2. The adult must give the children two positive choices. Typically, adults have been trained to give the child one “good” choice and one “bad” choice to coerce the child into picking the one the adult wants. For example, children have been given the choice to pick up their toys or lose recess time. This is not a choice; it is a manipulation. A true choice is given when we, as adults, do not care which option the child selects.
This week's Conscious Commitment will help you, the adult, offer two, true, positive choices!
Conscious Commitment:
I willingly create choices for children.
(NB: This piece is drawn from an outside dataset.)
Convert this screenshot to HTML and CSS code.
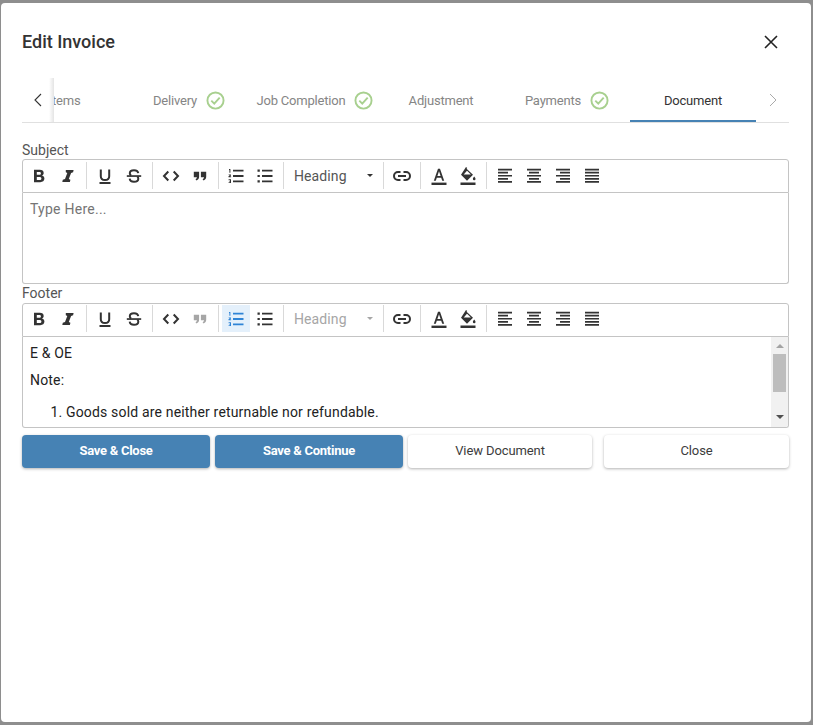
FILE: index.html
```html
<!DOCTYPE html>
<html lang="en">
<head>
<meta charset="utf-8">
<title>Edit Invoice</title>
<link rel="stylesheet" href="styles.css">
</head>
<body>
<svg class="defs" aria-hidden="true">
  <defs>
    <symbol id="check" viewBox="0 0 20 20"><circle cx="10" cy="10" r="8.5" fill="none" stroke="currentColor" stroke-width="2"/><path d="M5.600 10.200l3.100 3.100 5.700-6.300" fill="none" stroke="currentColor" stroke-width="2"/></symbol>
    <symbol id="i-b" viewBox="0 0 20 20"><path d="M5 3.800h5.800c2.400 0 3.900 1.200 3.900 3.100 0 1.200-.6 2.200-1.800 2.700 1.600.4 2.500 1.500 2.500 3 0 2.300-1.700 3.600-4.200 3.600H5zm2.800 2.200v2.800h2.500c1.100 0 1.600-.5 1.600-1.400S11.300 6 10.200 6zm0 4.900v3.100h2.700c1.200 0 1.900-.6 1.900-1.600s-.7-1.500-1.900-1.500z" fill="currentColor" fill-rule="evenodd"/></symbol>
    <symbol id="i-i" viewBox="0 0 20 20"><path d="M7.800 4h7.800l-.5 2.300-2 .6-2.300 6.200 1.600.6-.5 2.300H4.300l.5-2.300 2.200-.6 2.300-6.200-1.500-.6z" fill="currentColor"/></symbol>
    <symbol id="i-u" viewBox="0 0 20 20"><path d="M5.800 3.500v6.800c0 2.500 1.700 3.800 4.200 3.800s4.200-1.300 4.200-3.800V3.500" fill="none" stroke="currentColor" stroke-width="2"/><path d="M4.500 16h11v2h-11z" fill="currentColor"/></symbol>
    <symbol id="i-s" viewBox="0 0 20 20"><path d="M2.800 9.200h14.400v1.700H2.800z" fill="currentColor"/><path d="M14.200 7.200c-.2-1.900-2-2.900-4.200-2.900-2.500 0-4.200 1.200-4.200 3 0 1 .5 1.800 1.300 2.300M5.700 12.700c.2 2 2 3.100 4.300 3.100 2.500 0 4.300-1.200 4.300-3.100 0-.9-.4-1.600-1-2.100" fill="none" stroke="currentColor" stroke-width="2"/></symbol>
    <symbol id="i-code" viewBox="0 0 20 20"><path d="M7.300 5.500L3 10l4.300 4.500M12.700 5.500L17 10l-4.300 4.500" fill="none" stroke="currentColor" stroke-width="2"/></symbol>
    <symbol id="i-quote" viewBox="0 0 20 20"><path d="M3.800 5.800h5.300v5c0 1.700-.9 3-2.600 3.600l-1-1.200c.9-.5 1.400-1.100 1.400-2H3.800zM10.900 5.800h5.300v5c0 1.700-.9 3-2.600 3.600l-1-1.200c.9-.5 1.400-1.100 1.400-2h-3.100z" fill="currentColor"/></symbol>
    <symbol id="i-ol" viewBox="0 0 20 20"><path d="M7 3.700h10.500v1.800H7zM7 9.100h10.500v1.800H7zM7 14.500h10.500v1.800H7z" fill="currentColor"/><path d="M3 3h1.400v3.700h-1V4H3zM2.600 8.400h2.400v1l-1.100.9h1.200v.9H2.500v-1l1.300-1.100H2.600zM2.600 13.300H5v3.800H2.600v-.8h1.400v-.7h-.9v-.7H4v-.7H2.600z" fill="currentColor"/></symbol>
    <symbol id="i-ul" viewBox="0 0 20 20"><path d="M7 3.700h10.500v1.800H7zM7 9.100h10.500v1.800H7zM7 14.500h10.500v1.800H7zM2.500 3.500h2.300v2.200H2.500zM2.500 8.900h2.300v2.200H2.500zM2.500 14.300h2.300v2.200H2.500z" fill="currentColor"/></symbol>
    <symbol id="i-link" viewBox="0 0 20 20"><path d="M8.500 6H6a4 4 0 0 0 0 8h2.500M11.500 6H14a4 4 0 0 1 0 8h-2.500M6 10h8" fill="none" stroke="currentColor" stroke-width="2"/></symbol>
    <symbol id="i-color" viewBox="0 0 20 20"><path d="M9 2.800h2l4.200 12h-2l-1-3H7.800l-1 3h-2zm2.600 7.200L10 5.200 8.400 10z" fill="currentColor" fill-rule="evenodd"/><path d="M2.500 16.600h15V19h-15z" fill="currentColor"/></symbol>
    <symbol id="i-fill" viewBox="0 0 20 20"><path d="M8 1l1.200 1-.6.700 6.400 6-6 6-6-6zM9 4.800L5.700 8.500h7.200z" fill="currentColor" fill-rule="evenodd"/><path d="M16.200 10.500c.8 1 1.300 1.700 1.300 2.400a1.300 1.300 0 0 1-2.600 0c0-.7.500-1.400 1.300-2.400zM2.500 16.600h15V19h-15z" fill="currentColor"/></symbol>
    <symbol id="i-left" viewBox="0 0 20 20"><path d="M3 2.700h14v1.700H3zM3 5.800h10v1.700H3zM3 8.900h14v1.700H3zM3 12h10v1.700H3zM3 15.100h14v1.700H3z" fill="currentColor"/></symbol>
    <symbol id="i-center" viewBox="0 0 20 20"><path d="M3 2.700h14v1.700H3zM5 5.800h10v1.700H5zM3 8.900h14v1.700H3zM5 12h10v1.700H5zM3 15.100h14v1.700H3z" fill="currentColor"/></symbol>
    <symbol id="i-right" viewBox="0 0 20 20"><path d="M3 2.700h14v1.700H3zM7 5.800h10v1.700H7zM3 8.900h14v1.700H3zM7 12h10v1.700H7zM3 15.100h14v1.700H3z" fill="currentColor"/></symbol>
    <symbol id="i-just" viewBox="0 0 20 20"><path d="M3 2.700h14v1.700H3zM3 5.800h14v1.700H3zM3 8.900h14v1.700H3zM3 12h14v1.700H3zM3 15.100h14v1.700H3z" fill="currentColor"/></symbol>
  </defs>
</svg>
<main class="dialog">
  <header class="dialog-head">
    <h1 class="dialog-title">Edit Invoice</h1>
    <button class="close-btn" aria-label="Close">
      <svg width="14" height="14" viewBox="0 0 14 14"><path d="M1 1l12 12M13 1L1 13" fill="none" stroke="currentColor" stroke-width="1.600"/></svg>
    </button>
  </header>

  <nav class="tabs">
    <div class="tab-arrow tab-arrow-left">
      <svg width="10" height="14" viewBox="0 0 10 14"><path d="M8 1L2 7l6 6" fill="none" stroke="#333" stroke-width="1.100"/></svg>
    </div>
    <div class="tab-viewport">
      <div class="tab-strip">
        <div class="tab tab-first"><span>Items</span></div>
        <div class="tab"><span>Delivery</span><svg class="tab-check"><use href="#check"/></svg></div>
        <div class="tab"><span>Job Completion</span><svg class="tab-check"><use href="#check"/></svg></div>
        <div class="tab"><span>Adjustment</span></div>
        <div class="tab"><span>Payments</span><svg class="tab-check"><use href="#check"/></svg></div>
        <div class="tab tab-active"><span>Document</span></div>
      </div>
    </div>
    <div class="tab-arrow tab-arrow-right">
      <svg width="10" height="14" viewBox="0 0 10 14"><path d="M2 1l6 6-6 6" fill="none" stroke="#aaa" stroke-width="1"/></svg>
    </div>
  </nav>

  <label class="field-label field-first">Subject</label>
  <section class="editor">
    <div class="toolbar">
      <button class="tb"><svg><use href="#i-b"/></svg></button>
      <button class="tb"><svg><use href="#i-i"/></svg></button>
      <i class="sep"></i>
      <button class="tb"><svg><use href="#i-u"/></svg></button>
      <button class="tb"><svg><use href="#i-s"/></svg></button>
      <i class="sep"></i>
      <button class="tb"><svg><use href="#i-code"/></svg></button>
      <button class="tb"><svg><use href="#i-quote"/></svg></button>
      <i class="sep sep-tight"></i>
      <button class="tb"><svg><use href="#i-ol"/></svg></button>
      <button class="tb"><svg><use href="#i-ul"/></svg></button>
      <i class="sep"></i>
      <button class="dd"><span>Heading</span><b class="caret"></b></button>
      <i class="sep"></i>
      <button class="tb"><svg><use href="#i-link"/></svg></button>
      <i class="sep"></i>
      <button class="tb"><svg><use href="#i-color"/></svg></button>
      <button class="tb"><svg><use href="#i-fill"/></svg></button>
      <i class="sep"></i>
      <button class="tb"><svg><use href="#i-left"/></svg></button>
      <button class="tb"><svg><use href="#i-center"/></svg></button>
      <button class="tb"><svg><use href="#i-right"/></svg></button>
      <button class="tb"><svg><use href="#i-just"/></svg></button>
    </div>
    <div class="editor-body editor-subject"><p class="placeholder">Type Here...</p></div>
  </section>

  <label class="field-label">Footer</label>
  <section class="editor">
    <div class="toolbar toolbar-footer">
      <button class="tb"><svg><use href="#i-b"/></svg></button>
      <button class="tb"><svg><use href="#i-i"/></svg></button>
      <i class="sep"></i>
      <button class="tb"><svg><use href="#i-u"/></svg></button>
      <button class="tb"><svg><use href="#i-s"/></svg></button>
      <i class="sep"></i>
      <button class="tb"><svg><use href="#i-code"/></svg></button>
      <button class="tb tb-off"><svg><use href="#i-quote"/></svg></button>
      <i class="sep sep-tight"></i>
      <button class="tb tb-on"><svg><use href="#i-ol"/></svg></button>
      <button class="tb"><svg><use href="#i-ul"/></svg></button>
      <i class="sep"></i>
      <button class="dd dd-off"><span>Heading</span><b class="caret"></b></button>
      <i class="sep"></i>
      <button class="tb"><svg><use href="#i-link"/></svg></button>
      <i class="sep"></i>
      <button class="tb"><svg><use href="#i-color"/></svg></button>
      <button class="tb"><svg><use href="#i-fill"/></svg></button>
      <i class="sep"></i>
      <button class="tb"><svg><use href="#i-left"/></svg></button>
      <button class="tb"><svg><use href="#i-center"/></svg></button>
      <button class="tb"><svg><use href="#i-right"/></svg></button>
      <button class="tb"><svg><use href="#i-just"/></svg></button>
    </div>
    <div class="editor-body editor-footer">
      <div class="doc">
        <p class="doc-line">E &amp; OE</p>
        <p class="doc-line">Note:</p>
        <ol class="doc-list"><li>Goods sold are neither returnable nor refundable.</li></ol>
      </div>
      <div class="scrollbar">
        <b class="sb-up"></b>
        <b class="sb-thumb"></b>
        <b class="sb-down"></b>
      </div>
    </div>
  </section>

  <footer class="actions">
    <button class="btn btn-primary btn-save">Save &amp; Close</button>
    <button class="btn btn-primary btn-save">Save &amp; Continue</button>
    <button class="btn btn-plain btn-view">View Document</button>
    <button class="btn btn-plain btn-close">Close</button>
  </footer>
</main>
</body>
</html>
```
FILE: styles.css
```css
* { box-sizing: border-box; }
html, body { height: 100%; }
body {
  margin: 0;
  padding: 3px 2px 3px 1px;
  background: #8e8e8e;
  font-family: Roboto, "Liberation Sans", sans-serif;
  color: #212121;
  overflow: hidden;
}
button { font-family: inherit; border: 0; background: none; padding: 0; }
.defs { display: none; }

.dialog {
  height: 719px;
  padding: 22px 22px 0 21px;
  background: #fff;
  border-radius: 4px;
}
.dialog-head {
  display: flex;
  align-items: center;
  justify-content: space-between;
  height: 34px;
  margin-bottom: 19px;
}
.dialog-title { margin: -2px 0 0; font-size: 18px; font-weight: 500; color: #333; }
.close-btn { display: flex; margin-right: 11px; color: #222; }

.tabs {
  display: flex;
  height: 45px;
  border-bottom: 1px solid #e0e0e0;
}
.tab-arrow {
  display: flex;
  align-items: center;
  justify-content: center;
  height: 44px;
}
.tab-arrow-right { flex: 0 0 33px; }
.tab-arrow-left {
  flex: 0 0 32px;
  position: relative;
  z-index: 1;
  background: linear-gradient(to right, #fff 0, #fff 27px, #e4e4e4 32px);
  padding-right: 1px;
}
.tab-viewport { flex: 1; overflow: hidden; }
.tab-strip { display: flex; margin-left: -54px; width: 756px; }
.tab {
  flex: 0 0 126px;
  display: flex;
  align-items: center;
  justify-content: center;
  gap: 9px;
  height: 44px;
  font-size: 13px;
  letter-spacing: -0.2px;
  color: #858585;
}
.tab-first { padding-left: 3px; }
.tab-active { color: #333; box-shadow: inset 0 -2px 0 #4682b4; }
.tab-check { width: 19px; height: 19px; color: #a8d08f; }

.field-label {
  display: block;
  height: 19px;
  font-size: 14px;
  line-height: 18px;
  color: #555;
}
.field-first { height: 18px; margin-top: 18px; }

.editor { display: block; }
.toolbar {
  display: flex;
  align-items: center;
  height: 34px;
  padding: 0 2px 1px;
  border: 1px solid #c4c4c4;
  border-radius: 3px 3px 0 0;
  color: #333;
}
.toolbar-footer { padding-bottom: 3px; }
.tb {
  flex: 0 0 28px;
  display: flex;
  align-items: center;
  justify-content: center;
  height: 27px;
  margin-right: 1px;
  color: #333;
}
.tb svg { width: 20px; height: 20px; }
.tb-off { color: #a6a6a6; }
.tb-on { background: #e4f0fb; color: #2f84d6; }
.sep {
  flex: 0 0 1px;
  height: 27px;
  margin: 0 4px 0 3px;
  background: #d9d9d9;
}
.sep-tight { margin-right: 3px; }
.dd {
  flex: 0 0 91px;
  display: flex;
  align-items: center;
  justify-content: space-between;
  height: 27px;
  margin-right: 1px;
  padding: 0 6px;
  font-size: 14px;
  letter-spacing: 0.1px;
  color: #555;
}
.dd-off { color: #a6a6a6; }
.caret {
  width: 0;
  height: 0;
  border: 3px solid transparent;
  border-top: 3px solid #333;
  border-bottom: 0;
}
.dd-off .caret { border-top-color: #a6a6a6; }

.editor-body {
  height: 91px;
  border: 1px solid #c4c4c4;
  border-top: 0;
  border-radius: 0 0 3px 3px;
  background: #fff;
  overflow: hidden;
}
.editor-subject { padding: 6px 7px; }
.editor-footer { display: flex; padding-left: 7px; }
.placeholder { margin: 0; font-size: 14px; line-height: 20px; letter-spacing: 0.25px; color: #757575; }

.doc { flex: 1; font-size: 14px; letter-spacing: 0.17px; color: #222; overflow: hidden; }
.doc-line { margin: 6px 0 0; height: 20px; line-height: 20px; }
.doc-list { margin: 12px 0 0; padding-left: 36px; line-height: 20px; }
.doc-line + .doc-line { margin-top: 7px; }
.scrollbar {
  flex: 0 0 17px;
  display: flex;
  flex-direction: column;
  align-items: center;
  background: #f1f1f1;
}
.sb-up, .sb-down { width: 0; height: 0; flex: 0 0 4px; }
.sb-up { border: 4px solid transparent; border-bottom: 4px solid #a3a3a3; border-top: 0; margin: 7px 0 6px; }
.sb-thumb { width: 13px; height: 38px; background: #bdbdbd; }
.sb-down { border: 4px solid transparent; border-top: 4px solid #505050; border-bottom: 0; margin-top: auto; margin-bottom: 8px; }

.actions { display: flex; margin-top: 7px; }
.btn {
  height: 33px;
  padding-bottom: 2px;
  border-radius: 4px;
  font-size: 13px;
  box-shadow: 0 1px 3px rgba(0, 0, 0, .3);
}
.btn-primary { background: #4682b4; color: #fff; font-weight: 700; letter-spacing: -0.27px; }
.btn-plain { background: #fff; color: #3c3c3c; font-weight: 400; letter-spacing: -0.1px; }
.btn-save { flex: 0 0 188px; margin-right: 5px; }
.btn-view { flex: 0 0 184px; margin-right: 12px; }
.btn-close { flex: 1; }
```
I first think, “What do I want them TO DO?” Then, I create two positive options to accomplish that goal.

Examples of Choices that may you keep your Conscious Commitment:
If you want a child to wipe off the table, you could create the options of “with a sponge” or “with a paper towel.”
If you want the child to hold your hand, you could create the options of "with this hand" (show your left hand) or "with this hand" (show your right hand).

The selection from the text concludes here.